‘One of the best kept secrets’

Lampire sees bright future

Mirror photo by Patrick Waksmunski Lampire Biological Laboratories laboratory manager Greg Klinger displays a vial containing a product supplied to biotech and pharmaceutical companies worldwide. The laboratory specializes in polyclonal and monoclonal antibody development among other blood-derived products.

EVERETT — Lampire Biological Laboratories and Bedford County have been a good fit for each other.

“Lampire has put Bedford County on the map in the life sciences industry. We have watched their steady growth here through the years and are extremely impressed with Greg (Gregory F.) Krug’s vision,” said President Bette Slayton of the Bedford County Development Association.

Lampire — founded in 1977 in Doylestown, Bucks County, by Krug and Craig Tarler — is a multimillion dollar international life science company that produces biological reagents used by diagnostic and pharmaceutical companies.

Lampire specializes in polyclonal and monoclonal antibody development, cell culture devices and services, and a wide variety of blood-derived products.

Lampire — which has six locations in Pennsylvania — came to Bedford County in 1989 after “Bucks County lost much of its agricultural presence,” said Krug, company president.

“We looked at many locations. We had a great experience with the people from Bedford County; it was very special. Bedford County Development Association played a big role; they gave us great support,” Krug said. “Also, we got support from the local community: Bette and her dream team and Hometown Bank, Clifford Clark Construction, Clearfield Bank & Trust, Trudy Mitchell at SAPDC, they all helped us to grow and be successful.”

The small and large animal farm — a 400-acre campus which features more than 17 different species of animals available for production and project needs — was established in 1989.

The 18,000-square-foot Everett Bioprocessing Center was built in 2007.

“This was a textile building with hundreds of sewing machines. We have taken it from clean manufacturing to an even cleaner production area,” Krug said. “Our lab facilities have undergone numerous expansions both in equipment and space over the past few years.”

Lampire was something completely new to the area, said Kathy Jo Price, office manager and one of the first employees hired at the Bedford County location.

“Drawing blood and processing it for science and the places it was going and used for was unknown in this area at that time,” Price said.

Lampire is part of the life sciences industry.

“Our core products are supplied to biotech and pharmaceutical companies worldwide. These products are used in manufacturing and research for diagnostics, pharmaceuticals, biotechnology, environmental and cosmetics. Lampire is to the biotech/pharmaceuticals industry as coal is to the steel industry,” Krug said.

Lampire’s products and services include custom antibodies, immunochemistry services, blood and biological products, immunochemicals and related reagents and specialized products and services.

“We are international; 30 percent of our business is overseas,” Krug said.

“We work with Fortune 50 companies,” said Lee Kandt, general manager.

Lampire has had a significant impact on Bedford County.

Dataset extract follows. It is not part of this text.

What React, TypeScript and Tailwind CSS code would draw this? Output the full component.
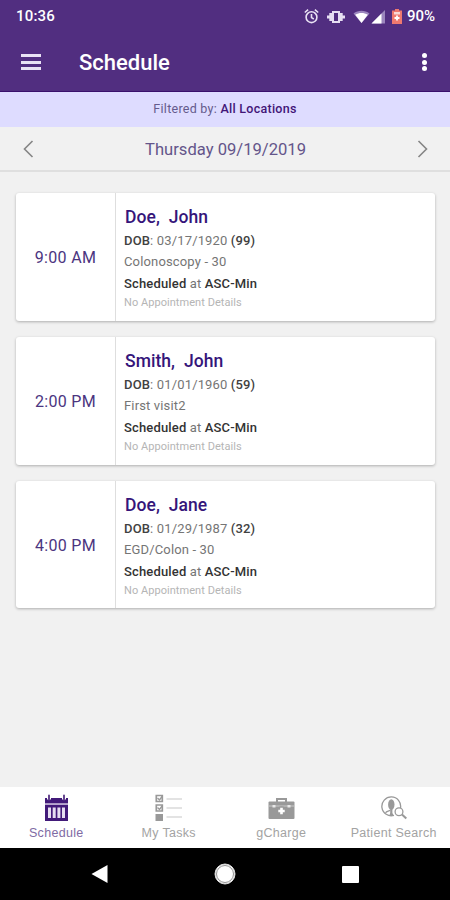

“In the last year, we invested more than $3 million. Over the years, we have invested between

$10 (million) and $20 million in Bedford County,” Krug said. “We are attracting companies from all over the world to Bedford County. Health care throughout the world is benefiting from the work that is being done at Lampire.”

“We brought the science and technology industry to the area. With Lampire coming in, we broadened the base where people could get jobs. They could still work on a farm and work with Lampire. The science industry exists here because of Lampire,” Kandt said.

Lampire employs 130 companywide, with about half of those employees in Bedford County. Krug said his employees are the key to Lampire’s success.

“We have clientele — big companies come through our doors on a regular basis. They always talk about the passion our employees have and their dedication to what we do,” Krug said. “We are known for diversification. We are one of the best kept secrets.”

Community involvement also is important.

“Our employees are invol­ved in many community activities,” Krug said. “We have found a home here in Bedford County, one where our business, our families, our community and our county continue to grow. Bedford County is not just farm country, its pharma country.”

The future of the company appears bright.

“We have been able to grow the company. Over the last 10 years, this is where our growth has been, and we expect to see it continue to grow. This building (bioprocessing center) is poised to double. We are looking to double the size of this building in the next year or two. Our building is totally maxed out here,” Krug said.

Krug and Kandt expect to see a 10 to 20 percent growth in employees next year.

“We see the future of Lampire in Bedford County as strong and bright. The company has a reputation of quality products and service. We believe that this commitment to quality will translate into continued growth as the supplier of choice to the domestic and international pharmaceutical industry,” Slayton said.

Lampire has been selected to receive BCDA’s 2017 Economic Development Award in November.